A press briefing held jointly by the ANC, Cosatu, the SACP, the SA National Civic Organisation, the SA Democratic Teachers Union and the Congress of South African Students gave the recommendation that, to address the crisis of insufficient school capacity and unplaced learners, the provincial government needed to avail more resources for additional schools, teachers and classrooms.
“Collectively, we have been inundated with calls from parents who needed assistance because their pupils could not be placed in schools in the Western Cape. The majority of parents applied timeously and provided all the required documents, yet they could not get schools for their children.

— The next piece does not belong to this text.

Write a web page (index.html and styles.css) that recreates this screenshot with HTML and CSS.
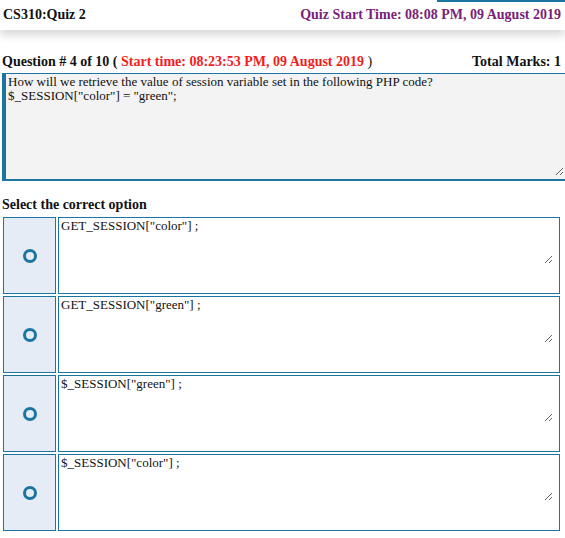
FILE: index.html
```html
<!DOCTYPE html>
<html lang="en">
<head>
    <meta charset="UTF-8">
    <meta name="viewport" content="width=device-width, initial-scale=1.0">
    <title>CS310:Quiz 2</title>
    <link rel="stylesheet" href="styles.css">
</head>
<body>
    <header class="quiz-bar">
        <span class="quiz-name">CS310:Quiz 2</span>
        <span class="quiz-start">Quiz Start Time: 08:08 PM, 09 August 2019</span>
    </header>

    <main class="quiz-body">
        <div class="question-head">
            <span class="question-no">Question # 4 of 10 ( <span class="question-time">Start time: 08:23:53 PM, 09 August 2019</span> <span class="plain">)</span></span>
            <span class="question-marks">Total Marks: 1</span>
        </div>

        <div class="question-box">
            <textarea class="question-text" readonly>How will we retrieve the value of session variable set in the following PHP code?
$_SESSION["color"] = "green";</textarea>
        </div>

        <h3 class="options-title">Select the correct option</h3>

        <div class="options">
            <div class="option">
                <label class="option-pick"><span class="ring"></span></label>
                <div class="option-cell"><textarea class="option-text" readonly>GET_SESSION["color"] ;</textarea></div>
            </div>
            <div class="option">
                <label class="option-pick"><span class="ring"></span></label>
                <div class="option-cell"><textarea class="option-text" readonly>GET_SESSION["green"] ;</textarea></div>
            </div>
            <div class="option">
                <label class="option-pick"><span class="ring"></span></label>
                <div class="option-cell"><textarea class="option-text" readonly>$_SESSION["green"] ;</textarea></div>
            </div>
            <div class="option">
                <label class="option-pick"><span class="ring"></span></label>
                <div class="option-cell"><textarea class="option-text" readonly>$_SESSION["color"] ;</textarea></div>
            </div>
        </div>
    </main>
</body>
</html>
```

FILE: styles.css
```css
body {
    margin: 0;
    font-family: 'Liberation Serif', 'Times New Roman', serif;
    color: #111;
    background: #fff;
}
.quiz-bar {
    position: relative;
    display: flex;
    justify-content: space-between;
    align-items: center;
    height: 30px;
    padding: 0 4px 0 3px;
    font-size: 14px;
    font-weight: bold;
    background: #fff;
    box-shadow: 0 5px 10px rgba(0, 0, 0, 0.16);
}
/* tab underline at the top right */
.quiz-bar::before {
    content: '';
    position: absolute;
    top: 0;
    right: 0;
    width: 128px;
    height: 2px;
    background: #1b75a0;
}
.quiz-start {
    color: #7a1e78;
}
.quiz-body {
    padding-top: 22px;
}
.question-head {
    display: flex;
    justify-content: space-between;
    padding: 0 4px 0 2px;
    font-size: 14px;
    line-height: 20px;
    font-weight: bold;
}
.question-time {
    color: #f21d1d;
}
.plain {
    font-weight: normal;
}
.question-box {
    box-sizing: border-box;
    height: 108px;
    margin: 1px 0 0 2px;
    border-top: 1px solid #1b75a0;
    border-bottom: 2px solid #1b75a0;
    border-left: 4px solid #1b75a0;
    background: #f3f3f3;
}
.question-text {
    display: block;
    box-sizing: border-box;
    width: calc(100% - 1px);
    height: 102px;
    margin: 0;
    padding: 1px 2px;
    border: none;
    background: transparent;
    font-family: inherit;
    font-size: 13px;
    line-height: 14px;
    color: #111;
    outline: none;
}
.options-title {
    margin: 14px 0 2px 2px;
    font-size: 14px;
    line-height: 20px;
}
.options {
    display: flex;
    flex-direction: column;
    gap: 2px;
    padding: 0 5px 0 3px;
}
.option {
    display: flex;
    gap: 2px;
    height: 77px;
}
.option-pick {
    box-sizing: border-box;
    width: 53px;
    flex: none;
    display: flex;
    align-items: center;
    justify-content: center;
    border: 1px solid #1b75a0;
    background: #e6ecf6;
}
.ring {
    width: 8px;
    height: 8px;
    border: 3px solid #1b75a0;
    border-radius: 50%;
}
.option-cell {
    flex: 1;
    box-sizing: border-box;
    border: 1px solid #1b75a0;
    background: #fff;
}
.option-text {
    display: block;
    box-sizing: border-box;
    width: calc(100% - 6px);
    height: 46px;
    margin: 0;
    padding: 1px 2px;
    border: none;
    background: transparent;
    font-family: inherit;
    font-size: 13px;
    line-height: 14px;
    color: #111;
    outline: none;
}
```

“Education in South Africa is a basic human right that is constitutionally enshrined. Section 29 of the Bill of Rights in the South African Constitution guarantees every child the right to basic education and places an obligation on the state to protect, respect, promote and fulfil the right to education,” they said.
Education MEC Debbie Schäfer said there were 6 000 unplaced learners.
“Half of these are late applications, mostly made this year, which are impossible to plan for. We are still receiving new applications daily. Our districts have done an incredible job in reducing the number of unplaced learners from 13 000 at the beginning of the year, and they will continue working to find a place for every pupil,” she said.
Schäfer said the province has 19 000 extra learners this year.
“We simply cannot afford to build, furnish and staff 19 schools this year, and every single year. Our budget continues to decrease in real terms, so that the national government can support failing SOEs at the expense of our children.”
Schäfer said a third of the infrastructure budget has been lost to Covid-19 and national grant cuts last year. The province lost R300 million to the drought before that.
“The ANC itself should answer to the Human Rights Commission for the continued defunding of our education budget by the National Treasury, agreeing to unaffordable wage increases for years, and for failing to build and maintain sufficient schools when they were in office,” said Schäfer.